With a view to defending itself against the unfair labor practices charged by Morgan Union, the Corporation sought to have produced before the Trial Examiner the authorization cards which Amalgamated had filed with the Board in connection with its representation petition for a Board election. By the dates on such cards it was claimed that the number of employees signing the cards on or before September 19, 1971, could be ascertained. But the General Counsel refused to produce the cards. The Corporation’s subpoena for the cards was revoked by the Trial Examiner and the Board denied the Cor*821poration’s request for enforcement of the subpoena.5
No party undertook to introduce payroll records or other documentary evidence to establish the number of employees who were employed in the appropriate unit on any of the dates on which negotiating meetings were held.
The Trial Examiner concluded that the lack of majority on the part of Amalgamated is a fact to be concluded from a combination of circumstances and inferences. These include the brief time lapse between the commencement of the Amalgamated organizational campaign and the grant of recognition; the failure of Amalgamated representatives during the bargaining sessions and prior to the execution of the contract with Respondent’s bargaining representative, Mike Amoura, ever to proffer signed authorization cards for his inspection; the accompanying failure of Amalgamated, prior to the grant of recognition, ever to lodge with Amoura an affirmative claim of majority; the post-recognition efforts of Amalgamated to obtain additional signed authorization cards; and the failure of Amalgamated ever to seek enforcement of the collective-bargaining agreement which it had signed, by filing unfair labor practice charges with the Board.
Accordingly the Trial Examiner found “in agreement with the General Counsel, that the evidence of record is sufficient to establish, prima facie, the absence of majority status on the part of the Union on or before September 19.”
Contrary to the finding of the Trial Examiner, the Board found that the General Counsel completely failed to prove the number of employees who had authorized Amalgamated at the relevant times to represent them or the number of employees in the appropriate unit.6
In determining the issue of substantiality of evidence to support the findings of the Board under § 10(f) of the Act, 29 U.S.C. § 160(f), we have considered the record in its entirety. We agree that the findings of the Board are supported by substantial evidence, and we perceive no basis for judicial intervention.
*822We note the argument of the Morgan Union that this ease should be remanded to the Board for the purpose of an examination of the heretofore unviewed authorization cards. We do not reach the questions raised in the Board proceedings as to the production of these cards. The present record is deficient not only with respect to the number of employees who designated Amalgamated, but also with regard to the size of the appropriate unit on the relevant dates.7
The petition for review is denied. The Board’s order dismissing the complaint is
Affirmed.

. 187 NLRB No. 135.

. 29 U.S.C. § 151 et seq.

. The burden of proving a violation of the National Labor Relations Act rests upon the Board’s General Counsel. Cedar Rapids Block Company v. N.L.R.B., 332 F.2d 880 at 885 (8th Cir., 1964).

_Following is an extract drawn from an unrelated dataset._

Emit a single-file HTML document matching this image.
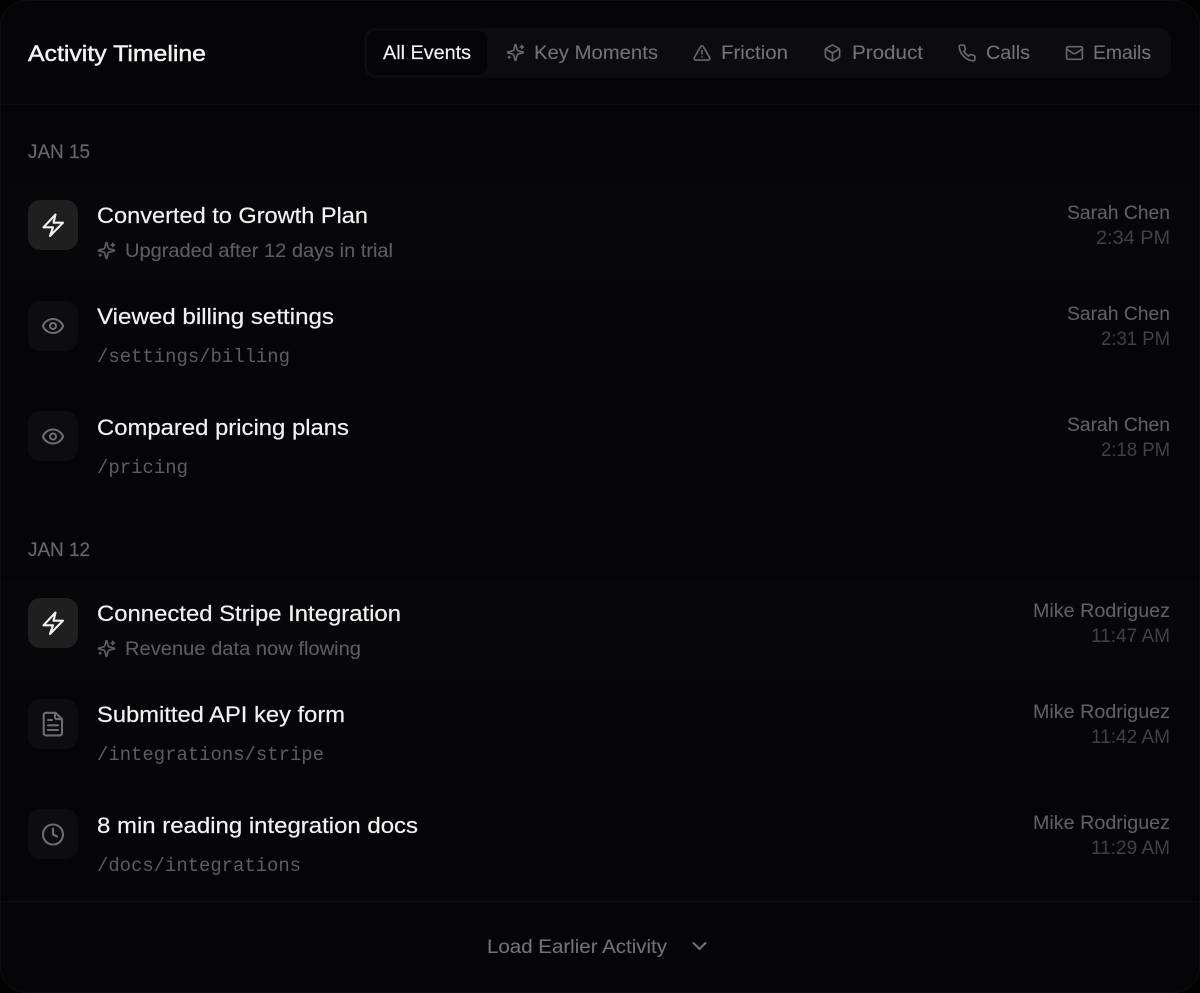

. The agreement at the time it was introduced in evidence at the hearing had the date (Sept. 19, 1969) filled in. But it is without dispute in the evidence that at the time of signing, no dates had been inserted. How or when the dates were incorporated is not revealed in the record,

. The revocation of the subpoena by the Trial Examiner was based on Board Rule § 102.118 which requires the approval of the General Counsel before documents in his possession can be subpoenaed. The Corporation claimed that these cards would have provided the best evidence on the issue of minority status and that there is no statutory authority for the mentioned Rule. In its brief here the Board argues that the cards liad been submitted to the Board solely in connection with a still pending representation election, that as such they wore viewed as strictly confidential, and that their public disclosure could subject the signers to harassment or pressures from the employer or a rival union.

. The Board said in part:
[W]hile the General Counsel had in its possession authorization cards at the hearing, it took the position that its affirmative burden under the allegations of the complaint did not require it to undertake by use of authorization cards, or other similar evidence of union affinity or affiliation, to definitively establish the lack of majority status on the part of Amalgamated on the dates critical to the allegations of the complaint.
* * * * *
* * * The only mention of the number of authorization cards was that in the * * * testimony of Amalgamated’s president as to the number of cards at the Omaha meeting before negotiations began, and this in no way constitutes proof that Amalgamated did not represent a majority of the employees at the three subsequent negotiating meetings in Denver. In any event, this testimony was entirely speculative and was only elicited after the witness said he did not know the number. The circumstantial evidence relied on by the Trial Examiner in drawing an inference of lack of majority, amounts to nothing more than conjecture. It is no substitute for proof, which is the General Counsel’s burden, that Amalgamated did not in fact represent a majority of Respondent’s employees at the relevant times. Accordingly, we shall dismiss the complaint in its entirety.

. Morgan Union also attempts on this appeal to rely upon the Midwest Piping rule. Midwest Piping and Supply Co., 63 N.L.R.B. 1060 (1945) ; Local 483, Inter. Bro. of Boilermakers, etc. v. N.L.R.B., 109 U.S.App.D.C. 382, 288 F.2d 166, cert. denied, 368 U.S. 832, 82 S.Ct. 55, 7 L.Ed.2d 34 (1961). However, neither the complaint nor the evidence here suggests that the instant case concerns the grant of recognition at a time when two competing unions were involved, and the Trial Examiner expressly rejected such an implication. Accordingly there is no basis for us to apply the Midwest Piping rule.